It’s all meth
Emmanuel had a pretty good year in RR in the latter half of last season. Musta been the meth making him good.
It’s time for Emmanuel to get on with his life.
I can’t read the whole article but it has to do with Kent Emmanuel.
From the article:
…with this metabolite, enough uncertainty exists that some experts say the players could be telling the truth—and that further investigation is required.
The Major League Baseball Players Association agrees. It made a proposal to MLB last week that would require a player’s urine sample to register with at least 100 picograms per milliliter of DHCMT before the test would count as a positive, a person familiar with the matter said. Baseball’s collectively bargained drug agreement already includes thresholds for several other substances.
Emanuel says he was found with seven picograms per milliliter.
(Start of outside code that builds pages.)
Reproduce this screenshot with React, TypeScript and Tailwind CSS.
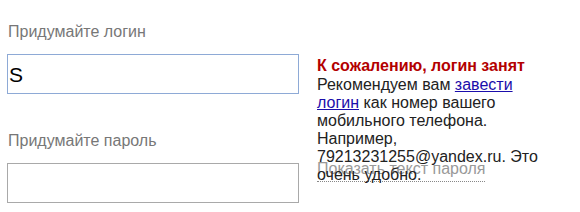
export default function App() {
  return (
    <div className="relative w-[580px] h-[212px] overflow-hidden bg-white font-['Liberation_Sans',Arial,sans-serif]">
      <div className="flex flex-col pl-[7px] pt-[23px] w-[299px]">
        <label className="pl-[1px] text-[16px] leading-[18px] text-[#777]">
          Придумайте логин
        </label>
        <div className="mt-[13px] h-[40px] w-[292px] border border-[#8eaad6] bg-white pl-[1px] flex items-center">
          <span className="text-[21px] leading-none text-black">S</span>
        </div>

        <label className="pl-[1px] mt-[38px] text-[16px] leading-[18px] text-[#777]">
          Придумайте пароль
        </label>
        <div className="mt-[13px] h-[40px] w-[292px] border border-[#a9a9a9] bg-white" />
      </div>

      <div className="absolute left-[317px] top-[160px] pb-[3px] text-[16px] leading-[18px] text-[#999] border-b border-dotted border-[#888]">
        Показать текст пароля
      </div>

      <div className="absolute left-[317px] top-[57px] w-[228px] text-[16px] leading-[18px] text-[#222]">
        <div className="mb-[1px] font-bold text-[#b30000]">К сожалению, логин занят</div>
        <div>
          Рекомендуем вам{" "}
          <a href="#" className="text-[#1a0dab] underline">
            завести логин
          </a>{" "}
          как номер вашего мобильного телефона. Например, 79213231255@yandex.ru. Это очень удобно.
        </div>
      </div>
    </div>
  );
}
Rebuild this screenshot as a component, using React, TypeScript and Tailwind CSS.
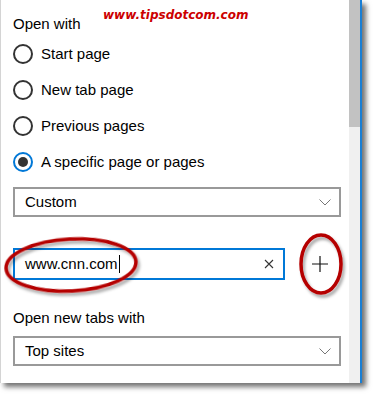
import { ReactNode } from 'react';

function Radio({ label, checked = false }: { label: string; checked?: boolean }) {
  return (
    <div className="flex h-[36px] items-center">
      {checked ? (
        <div className="flex h-[20px] w-[20px] items-center justify-center rounded-full border-2 border-[#0078d7]">
          <div className="h-[10px] w-[10px] rounded-full bg-[#333]" />
        </div>
      ) : (
        <div className="h-[20px] w-[20px] rounded-full border-2 border-[#333]" />
      )}
      <span className="ml-[8px] leading-[20px]">{label}</span>
    </div>
  );
}

function Chevron() {
  return (
    <svg width="12" height="7" viewBox="0 0 12 7" className="text-[#777]">
      <path d="M0.5 0.5 L6 6 L11.5 0.5" fill="none" stroke="currentColor" strokeWidth="1" />
    </svg>
  );
}

function Select({ value, className = '' }: { value: string; className?: string }) {
  return (
    <div
      className={`flex h-[30px] w-[328px] items-center justify-between border-2 border-[#999] pl-[10px] pr-[8px] ${className}`}
    >
      <span className="leading-[20px]">{value}</span>
      <Chevron />
    </div>
  );
}

function Label({ children, className = '' }: { children: ReactNode; className?: string }) {
  return <div className={`h-[20px] leading-[20px] ${className}`}>{children}</div>;
}

export default function App() {
  return (
    <div
      className="relative h-[398px] w-[376px] overflow-hidden bg-white text-[15px] text-black"
      style={{ fontFamily: '"Liberation Sans", Arial, sans-serif' }}
    >
      {/* Settings panel */}
      <div className="flex h-[383px] w-[362px] border-l border-r-2 border-l-[#d4d4d4] border-r-[#1a7fd4] bg-white shadow-[4px_4px_5px_rgba(0,0,0,0.55)]">
        <div className="flex-1 pl-[12px]">
          <div className="h-[36px] pt-[14px]">
            <Label>Open with</Label>
          </div>
          <Radio label="Start page" />
          <Radio label="New tab page" />
          <Radio label="Previous pages" />
          <Radio label="A specific page or pages" checked />

          <Select value="Custom" className="mt-[7px]" />

          <div className="mt-[31px] flex items-center">
            <div className="flex h-[32px] w-[272px] items-center justify-between border-2 border-[#0078d7] pl-[10px] pr-[9px]">
              <div className="flex items-center">
                <span className="leading-[20px]">www.cnn.com</span>
                <span className="ml-[1px] h-[18px] w-[1px] bg-black" />
              </div>
              <svg width="10" height="10" viewBox="0 0 10 10">
                <path d="M1 1 L9 9 M9 1 L1 9" stroke="#333" strokeWidth="1.1" />
              </svg>
            </div>
            <svg width="16" height="16" viewBox="0 0 16 16" className="ml-[27px]">
              <path d="M8 0 V16 M0 8 H16" stroke="#111" strokeWidth="1.2" />
            </svg>
          </div>

          <Label className="mt-[28px]">Open new tabs with</Label>
          <Select value="Top sites" className="mt-[8px]" />
        </div>

        {/* Scrollbar */}
        <div className="flex w-[11px] flex-col bg-[#f0f0f0]">
          <div className="h-[127px] bg-[#c2c2c2]" />
        </div>
      </div>

      {/* Watermark */}
      <div
        className="absolute left-[103px] top-[7px] text-[12px] font-bold italic leading-[16px] text-[#cc0000]"
        style={{ fontFamily: '"DejaVu Sans", Verdana, sans-serif' }}
      >
        www.tipsdotcom.com
      </div>

      {/* Red annotation circles */}
      <svg className="pointer-events-none absolute left-0 top-0" width="376" height="398">
        <defs>
          <filter id="sh" x="-20%" y="-20%" width="140%" height="140%">
            <feDropShadow dx="2" dy="3" stdDeviation="1.5" floodColor="#000" floodOpacity="0.35" />
          </filter>
        </defs>
        <ellipse
          cx="71"
          cy="265"
          rx="65"
          ry="26"
          transform="rotate(-3 71 265)"
          fill="none"
          stroke="#b50000"
          strokeWidth="3.5"
          filter="url(#sh)"
        />
        <ellipse cx="321" cy="264" rx="20" ry="29" fill="none" stroke="#b50000" strokeWidth="3.5" filter="url(#sh)" />
      </svg>
    </div>
  );
}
A picogram is one-trillionth of a gram.
seven-trillionth of of a ton seems like it would be a pretty small measurement, but seven-trillionth of a gram seems like nothing.
The way steroids metabolize, I would not be surprised if the players are getting trace amounts from non-organic beef they eat.
Or more likely from their bottle of vitamins.
I can’t read the whole article but it has to do with Kent Emmanuel.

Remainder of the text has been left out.